Oh and my boss is one of the few people I know I can honestly say is a hero. He rescued is family from genocide by the Khmer Rouge in Cambodia in the 70's when he was in his 20's, escaped to China then brought them all to Canada and started his business with nothing. So the way I see it, I can't really complain to much about having to work hard or long hours, i've never had to deal with watching my friends and family get lined up and executed with an axe to the skull.

And honestly, I just enjoy my job. I get to make things everyday, I program, I do physical work, operate and maintain giant machines, I get to be creative and i'm pretty much left to do whatever I want as long as i get my job done. Plus it's pretty cool to work making things from one of the earliest materials shaped by humans.


If your boss is regularly expecting you to do the work of two people and consistently work overtime to do so it doesn't sound like he is a good boss and looking out for you.

The fact that he works longer hours than anyone else isn't justification for this. As the company owner his decision to do so is an option he has chosen and the benefit he gets from do so greatly exceeds the benefits you get from doing so.


Even with two people the way the schedule ends up you still need overtime. The thing is, the boss can't just start turning down jobs because we lose staff, if we can't do it we won't have jobs. It's not because he's a dick and wants to work us to death, it's because in order to maintain his business he needs the revenue. If we start turning down jobs our customers will go elsewhere. We've already had a few of our big contracts get cancelled because we can't keep up. It's the way the business works.

You have to work around the schedules of other contractors and professions and if you don't well, your company doesn't get jobs. There's a lot of competition in the industry. He doesn't expect me to constantly work overtime, I won't be fired if I don't, i've been told any time I can't it's ok, i'm never told I have to. I either make the decision to do so myself so the next day will be easier or i'm asked if I can.

I've never gotten in trouble for saying no and there are days where we're slower and there's not much to do. We don't get shit for taking it easy on those days or when we're standing around chatting when we have nothing to do. I personally work as hard as I do because I know I capable of it and it'sy job. I'm being paid to get shit done, when i'm at work i do what i'm being paid to be there for.

I haven't always had to work by myself. There were others doing my job when I started, one became the manager and has pretty much forgotten how to do my job.
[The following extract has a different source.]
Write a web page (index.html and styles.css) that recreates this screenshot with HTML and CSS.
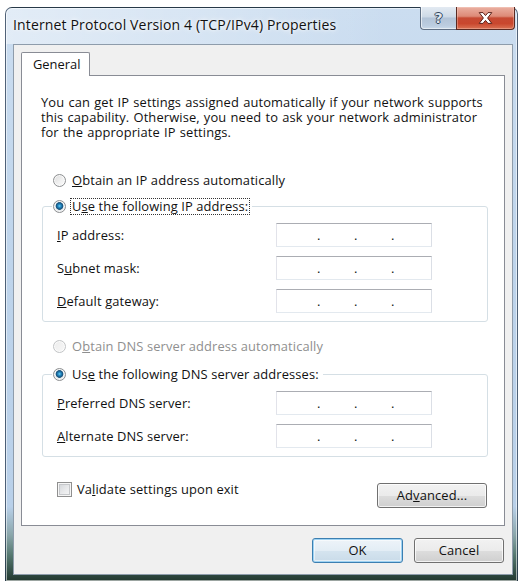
FILE: index.html
```html
<!DOCTYPE html>
<html lang="en">
<head>
<meta charset="utf-8">
<title>Internet Protocol Version 4 (TCP/IPv4) Properties</title>
<link rel="stylesheet" href="styles.css">
</head>
<body>
<div class="window">
  <div class="titlebar">
    <div class="title">Internet Protocol Version 4 (TCP/IPv4) Properties</div>
    <div class="caption">
      <div class="cap-btn help"><span class="q">?</span></div>
      <div class="cap-btn close">
        <svg class="x-icon" width="15" height="12" viewBox="0 0 15 12">
          <path d="M1.2 0.6 H5 L7.5 3.6 L10 0.6 H13.8 L9.6 6 L13.8 11.4 H10 L7.5 8.4 L5 11.4 H1.2 L5.4 6 Z" fill="#fff" stroke="#5b2118" stroke-width="1" stroke-linejoin="round"/>
        </svg>
      </div>
    </div>
  </div>
  <div class="client">
    <div class="tabs"><div class="tab">General</div></div>
    <div class="panel">
      <div class="intro">
        <div class="intro-line">You can get IP settings assigned automatically if your network supports</div>
        <div class="intro-line">this capability. Otherwise, you need to ask your network administrator</div>
        <div class="intro-line">for the appropriate IP settings.</div>
      </div>

      <div class="radio standalone first-radio"><span class="rb"></span><span><u>O</u>btain an IP address automatically</span></div>

      <fieldset class="group ip-group">
        <legend><span class="radio"><span class="rb checked"></span><span class="focus">U<u>s</u>e the following IP address:</span></span></legend>
        <div class="fields">
          <span class="lbl"><u>I</u>P address:</span>
          <span class="ipbox"><span class="oct first"></span><span class="dot">.</span><span class="oct"></span><span class="dot">.</span><span class="oct"></span><span class="dot">.</span><span class="oct"></span></span>
          <span class="lbl">S<u>u</u>bnet mask:</span>
          <span class="ipbox"><span class="oct first"></span><span class="dot">.</span><span class="oct"></span><span class="dot">.</span><span class="oct"></span><span class="dot">.</span><span class="oct"></span></span>
          <span class="lbl"><u>D</u>efault gateway:</span>
          <span class="ipbox"><span class="oct first"></span><span class="dot">.</span><span class="oct"></span><span class="dot">.</span><span class="oct"></span><span class="dot">.</span><span class="oct"></span></span>
        </div>
      </fieldset>

      <div class="radio standalone disabled dns-auto"><span class="rb"></span><span>O<u>b</u>tain DNS server address automatically</span></div>

      <fieldset class="group dns-group">
        <legend><span class="radio"><span class="rb checked"></span><span class="nofocus">Us<u>e</u> the following DNS server addresses:</span></span></legend>
        <div class="fields">
          <span class="lbl"><u>P</u>referred DNS server:</span>
          <span class="ipbox"><span class="oct first"></span><span class="dot">.</span><span class="oct"></span><span class="dot">.</span><span class="oct"></span><span class="dot">.</span><span class="oct"></span></span>
          <span class="lbl"><u>A</u>lternate DNS server:</span>
          <span class="ipbox"><span class="oct first"></span><span class="dot">.</span><span class="oct"></span><span class="dot">.</span><span class="oct"></span><span class="dot">.</span><span class="oct"></span></span>
        </div>
      </fieldset>

      <div class="bottom-row">
        <div class="check"><span class="cb"></span><span>Va<u>l</u>idate settings upon exit</span></div>
        <button class="btn advanced" type="button">Ad<u>v</u>anced...</button>
      </div>
    </div>
    <div class="dialog-buttons">
      <button class="btn default" type="button">OK</button>
      <button class="btn" type="button">Cancel</button>
    </div>
  </div>
</div>
</body>
</html>
```
FILE: styles.css
```css
html, body {
  margin: 0;
  padding: 0;
}
body {
  width: 523px;
  height: 581px;
  overflow: hidden;
  background: #ffffff;
  font-family: "Open Sans", "Noto Sans", "DejaVu Sans", sans-serif;
  font-size: 12.9px;
  letter-spacing: 0.12px;
  color: #111;
}
u {
  text-decoration: underline;
  text-underline-offset: 1px;
  text-decoration-thickness: 1px;
}

/* ---------- window frame ---------- */
.window {
  box-sizing: border-box;
  margin: 7px 5px 0 5px;
  height: 574px;
  border: 1px solid rgba(40, 58, 80, 0.75);
  border-bottom: none;
  border-radius: 7px 7px 0 0;
  padding: 0 4px 6px 7px;
  display: flex;
  flex-direction: column;
  background: linear-gradient(to bottom,
    #cbddf0 0%, #bed4eb 45%, #b9d0e9 87%, #8aa6aa 92%, #557870 95.5%, #2c463e 99%, #24382f 100%);
  box-shadow: inset 0 0 0 1px rgba(255, 255, 255, 0.55);
}
.titlebar {
  height: 36px;
  margin: 0 -4px 0 -7px;
  padding-left: 7px;
  display: flex;
  align-items: flex-start;
  border-radius: 6px 6px 0 0;
  background: linear-gradient(to right,
    rgba(255, 255, 255, 0.45) 0%, rgba(255, 255, 255, 0.2) 45%, rgba(255, 255, 255, 0) 75%);
}
.title {
  padding-top: 8px;
  line-height: 18px;
  font-size: 14px;
  letter-spacing: 0.15px;
  color: #111;
  white-space: nowrap;
  text-shadow: 0 0 6px rgba(255, 255, 255, 0.95), 0 0 3px rgba(255, 255, 255, 0.9);
}
.caption {
  margin-left: auto;
  margin-right: 2px;
  margin-top: -1px;
  display: flex;
  height: 23px;
}
.cap-btn {
  box-sizing: border-box;
  height: 23px;
  display: flex;
  align-items: center;
  justify-content: center;
  border: 1px solid;
  border-top: none;
}
.help {
  width: 36px;
  border-color: #5f6f84;
  border-right: none;
  border-radius: 0 0 0 4px;
  background: linear-gradient(to bottom, #e3eaf2 0%, #cdd9e6 45%, #b2c3d7 50%, #bccde0 85%, #cbdaea 100%);
  box-shadow: inset 1px 0 0 rgba(255, 255, 255, 0.6), inset 0 -1px 0 rgba(255, 255, 255, 0.5);
}
.q {
  font-family: "DejaVu Sans", sans-serif;
  font-weight: bold;
  font-size: 14px;
  line-height: 14px;
  letter-spacing: 0;
  color: #dfe6ee;
  text-shadow: 1px 0 0 #34465c, -1px 0 0 #34465c, 0 1px 0 #34465c, 0 -1px 0 #34465c;
}
.close {
  width: 59px;
  border-color: #5a2a22;
  border-radius: 0 0 4px 0;
  background: linear-gradient(to bottom, #eab0a2 0%, #dd8a77 42%, #c64a33 50%, #c9472e 75%, #da7253 100%);
  box-shadow: inset 0 0 0 1px rgba(255, 220, 210, 0.35);
}
.x-icon {
  display: block;
}

/* ---------- client area ---------- */
.client {
  flex: 1;
  display: flex;
  flex-direction: column;
  background: #f0f0f0;
  border: 1px solid #8e9cab;
  padding: 7px 7px 0 7px;
}
.tabs {
  display: flex;
}
.tab {
  position: relative;
  z-index: 1;
  box-sizing: border-box;
  width: 69px;
  height: 24px;
  margin-bottom: -1px;
  padding-left: 11px;
  line-height: 22px;
  letter-spacing: 0;
  background: #ffffff;
  border: 1px solid #898c95;
  border-bottom: none;
  border-radius: 2px 2px 0 0;
}
.panel {
  box-sizing: border-box;
  height: 451px;
  background: #ffffff;
  border: 1px solid #898c95;
  display: flex;
  flex-direction: column;
  align-items: flex-start;
}
.intro {
  margin: 19px 0 0 19px;
  display: flex;
  flex-direction: column;
  word-spacing: 0.7px;
}
.intro-line {
  height: 15px;
  line-height: 15px;
  white-space: nowrap;
}

/* radios */
.radio {
  display: flex;
  align-items: center;
  gap: 6px;
  height: 17px;
  line-height: 17px;
  white-space: nowrap;
}
.standalone {
  margin-left: 31px;
}
.first-radio {
  margin-top: 32px;
}
.rb {
  flex: none;
  box-sizing: border-box;
  width: 13px;
  height: 13px;
  border-radius: 50%;
  border: 1px solid #8d8f91;
  background: linear-gradient(135deg, #dcdcdc 0%, #f2f2f2 60%, #fbfbfb 100%);
  box-shadow: inset 0 0 0 1px rgba(255, 255, 255, 0.7);
}
.rb.checked {
  background: radial-gradient(circle at 50% 45%,
    #6fd3f7 0, #2a90c8 1.4px, #165a8a 3px, #2d5f80 3.6px, #eef1f3 4.2px, #dcdfe2 5.5px);
}
.disabled {
  color: #8f8f8f;
}
.disabled .rb {
  border-color: #c2c4c6;
  background: linear-gradient(135deg, #ececec, #f7f7f7);
}
.focus {
  outline: 1px dotted #333;
  outline-offset: 0;
  padding: 0 1px;
  margin-left: -1px;
  line-height: 15px;
}
.nofocus {
  padding: 0 1px;
  margin-left: -1px;
}

/* group boxes */
.group {
  box-sizing: border-box;
  width: 446px;
  margin: 9px 0 0 20px;
  padding: 8px 0 8px 9px;
  border: 1px solid #d5dfe5;
  border-radius: 3px;
  min-inline-size: 0;
}
.group legend {
  padding: 0 3px 0 1px;
  height: 17px;
}
.dns-auto {
  margin-top: 16px;
}
.dns-group {
  margin-top: 11px;
}
.fields {
  margin-left: 5px;
  display: grid;
  grid-template-columns: 219px 156px;
  grid-auto-rows: 24px;
  row-gap: 9px;
  align-items: center;
}
.lbl {
  white-space: nowrap;
}
.ipbox {
  box-sizing: border-box;
  display: flex;
  height: 24px;
  padding-left: 4px;
  line-height: 22px;
  letter-spacing: 0;
  background: #ffffff;
  border: 1px solid;
  border-color: #abadb3 #dbdfe6 #e3e9ef #e2e3ea;
}
.oct {
  width: 34px;
}
.oct.first {
  width: 36px;
}
.dot {
  width: 3px;
  text-align: center;
}

/* bottom row */
.bottom-row {
  align-self: stretch;
  display: flex;
  align-items: flex-start;
  margin-top: 24px;
  padding: 0 17px 0 35px;
}
.check {
  display: flex;
  align-items: center;
  gap: 5px;
  height: 17px;
  line-height: 17px;
  white-space: nowrap;
}
.cb {
  flex: none;
  box-sizing: border-box;
  width: 15px;
  height: 15px;
  border: 1px solid #8f8f8f;
  background: linear-gradient(135deg, #cfd2d6 0%, #e9eaec 55%, #f8f8f8 100%);
  box-shadow: inset 0 0 0 1px #f6f6f6, inset 0 0 0 2px #c6c8cb;
}

/* buttons */
.btn {
  box-sizing: border-box;
  height: 25px;
  padding: 0;
  font-family: inherit;
  font-size: inherit;
  letter-spacing: inherit;
  color: #111;
  border: 1px solid #707070;
  border-radius: 3px;
  background: linear-gradient(to bottom, #f2f2f2 0%, #ebebeb 50%, #dddddd 51%, #cfcfcf 100%);
  box-shadow: inset 0 0 0 1px rgba(255, 255, 255, 0.75);
  line-height: 21px;
}
.advanced {
  width: 110px;
  margin-left: auto;
  margin-top: 2px;
}
.dialog-buttons {
  display: flex;
  justify-content: flex-end;
  gap: 11px;
  margin-top: 12px;
  padding-right: 1px;
}
.dialog-buttons .btn {
  width: 90px;
}
.dialog-buttons .default {
  width: 91px;
  border-color: #3c7fb1;
  background: linear-gradient(to bottom, #eef4f9 0%, #e3edf5 50%, #d5e4ef 51%, #c9dbe9 100%);
  box-shadow: inset 0 0 0 1px #9fd3f3, inset 0 0 0 2px rgba(255, 255, 255, 0.5);
}
```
The other one first got moved to a different position outside after months of not being able to learn this job, eventually he got fired for fucking around too much. I was by myself for a few months after that while they kept trying to hire people who would either stay or actually work when they showed up.

I ended up getting a friend of mine a job with me and she did well at it. She was here for a year and a half before she had to leave due to health and overwhelming life issues at the beginning of this year. Since then i've been alone we hired one guy a little while ago, turns out he was just interested in things like where the security cameras were, which doors get locked at night, how much everything was worth, needless to say he didn't last long. The guy working with me now's been here a few months, he tried a few of the other jobs in the shop but the other people that work here weren't big fans of his work so for the last couple weeks he's been helping me. He's been picking things up, but there's a lot to learn and it takes time which I have to find in between doing my job. It's the kind of thing where a tiny mistake can cost thousands of dollars.

It's just kind of how it is, i'm in a fabricators facebook group. The top complaints from just about everyone is the lack of quality employees. Finding people willing and able to learn as well as being willing to work is difficult.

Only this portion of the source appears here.